James is passionate about the contribution live music makes to a cityscape, citing the appeal of destinations where music can be heard on city streets at all hours. He’s also quick to point out the obvious contradiction in selling the appeal of an apartment based on the culture of the site while then endangering that very culture by virtue of drastically altering the scope of the bar’s current operations. As it is, it looks likely Cherry Bar will no longer be able to operate with its current 5am license.

 James: “The people who are about to move into these apartment blocks bought them based on promotional materials that said ‘join the culture of AC/DC Lane’. I think one of the beautiful things about this bar is standing out the front with the doors open and the music bleeding into the laneway; while you’re smoking or talking to friends, picking up or just enjoying the night air. I think it’s a beautiful thing to have that music coming out and it will be unfortunate if we incubate that sound and close the double entrance so that everything is contained within. International guests and tourists don’t want to come down and just take a photograph of a street sign to say that they’ve been to AC/DC Lane; they want to experience it.
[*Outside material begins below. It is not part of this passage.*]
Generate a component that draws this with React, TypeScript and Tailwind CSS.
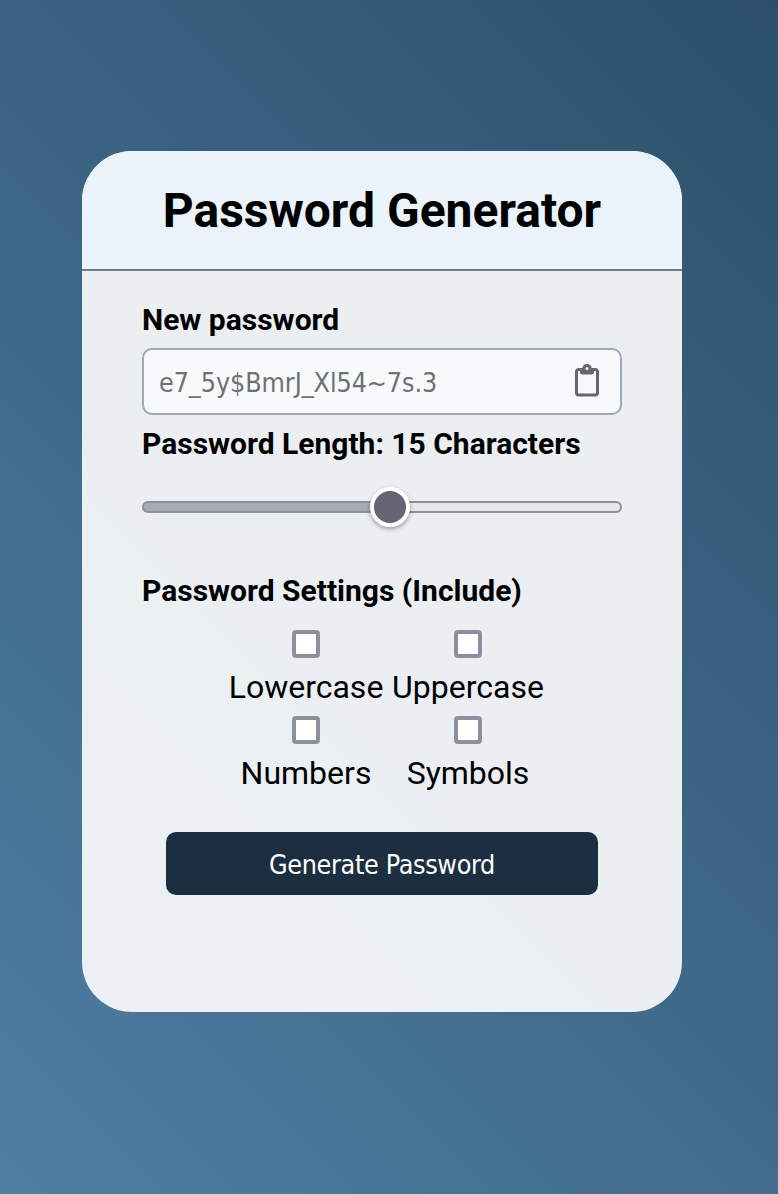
import React from 'react';

function ClipboardIcon() {
  return (
    <svg width="26" height="34" viewBox="0 0 26 34" fill="none" className="-mt-1 text-[#65676b]">
      <path
        d="M7 6.500H4.700a2.200 2.200 0 0 0-2.200 2.200v21.100A2.200 2.200 0 0 0 4.700 32h16.600a2.200 2.200 0 0 0 2.200-2.200V8.700a2.200 2.200 0 0 0-2.200-2.200H19"
        stroke="currentColor"
        strokeWidth="3"
      />
      <path
        fill="currentColor"
        fillRule="evenodd"
        d="M6 5h2.300C8.800 2.600 10.500 1 13 1s4.200 1.600 4.700 4H20v4a2.500 2.500 0 0 1-2.500 2.500h-9A2.500 2.500 0 0 1 6 9V5Zm7-.9a1.500 1.500 0 1 0 0 3 1.500 1.500 0 0 0 0-3Z"
      />
    </svg>
  );
}

function Option({ label }: { label: string }) {
  return (
    <label className="flex h-[86px] flex-col items-center">
      <input
        type="checkbox"
        className="h-7 w-7 shrink-0 appearance-none rounded-[4px] border-4 border-[#8f8e9e] bg-white"
      />
      <span className="mt-2.5 whitespace-nowrap text-[32px] leading-[38px]">{label}</span>
    </label>
  );
}

export default function App() {
  return (
    <main className="h-[1194px] w-[778px] bg-[linear-gradient(45deg,#4f7ea2,#2c506b)] pl-[82px] pt-[151px] font-['Roboto',sans-serif] text-black">
      <section className="h-[861px] w-[600px] overflow-hidden rounded-[50px] bg-[#f9fafb]/93">
        <header className="flex h-[120px] items-center justify-center border-b-2 border-[#6b7b8b] bg-[#eaf2fa]">
          <h1 className="whitespace-nowrap pt-0.5 text-[48px] font-bold leading-[56px]">Password Generator</h1>
        </header>
        <div className="flex flex-col px-[60px] pt-[31px]">
          <h2 className="text-[30px] font-bold leading-[36px]">New password</h2>
          <div className="mt-[10px] flex h-[67px] items-center justify-between rounded-[10px] border-2 border-[#a0a8b0] bg-white/60 pl-[15px] pr-[20px]">
            <span className="pt-0.5 font-['DejaVu_Sans_Condensed','DejaVu_Sans',sans-serif] text-[26.67px] tracking-[-0.08px] text-[#6f7072] [font-stretch:condensed]">
              e7_5y$BmrJ_Xl54~7s.3
            </span>
            <ClipboardIcon />
          </div>
          <h2 className="mt-[11px] whitespace-nowrap text-[30px] font-bold leading-[36px]">Password Length: 15 Characters</h2>
          <div className="mt-[25px] flex h-10 items-center">
            <div className="h-3 w-[238px] rounded-l-[6px] border-2 border-r-0 border-[#8b9297] bg-[#a5adb2]" />
            <div className="z-10 -mx-[10px] h-10 w-10 shrink-0 rounded-full border-4 border-white bg-[#666472] shadow-[0_2px_4px_rgba(0,0,0,0.35)]" />
            <div className="h-3 grow rounded-r-[6px] border-2 border-l-0 border-[#8f8e9b] bg-[#e8e8ec]" />
          </div>
          <h2 className="mt-[46px] text-[30px] font-bold leading-[36px]">Password Settings (Include)</h2>
          <div className="mt-[21px] grid grid-cols-[162px_162px] pl-[83px]">
            <Option label="Lowercase" />
            <Option label="Uppercase" />
            <Option label="Numbers" />
            <Option label="Symbols" />
          </div>
          <button className="mx-6 mt-[30px] h-[63px] rounded-[10px] bg-[#1b2f40] pt-0.5 font-['DejaVu_Sans_Condensed','DejaVu_Sans',sans-serif] text-[26.67px] tracking-[-0.33px] text-white [font-stretch:condensed]">
            Generate Password
          </button>
        </div>
      </section>
    </main>
  );
}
And that experience is music and live rock ‘n’ roll.”

 The door to the backroom opens with a squeak and suddenly we’re joined by a cameraman and sound recordist, here to film James Young for his regular ‘Cherry TV’ slot, broadcast weekly on the popular Cherry Bar Facebook page.

 Before he leaves me to start filming I ask a question about social media and its impact on the bar.

James: “You can write media releases for Cherry Bar and distribute them nationally, but I made the discovery that all I really need to do is post it on the Cherry Bar Facebook. These days online content gets picked up by the mainstream media, who are trawling the internet for interesting stories. All we’re trying to do is say, ‘come here for a drink if you think this way, because this is where live music-lovers hang out’. If you’re following our feed and enjoying it, then maybe you belong and are part of the Cherry family." So far it seems to be working.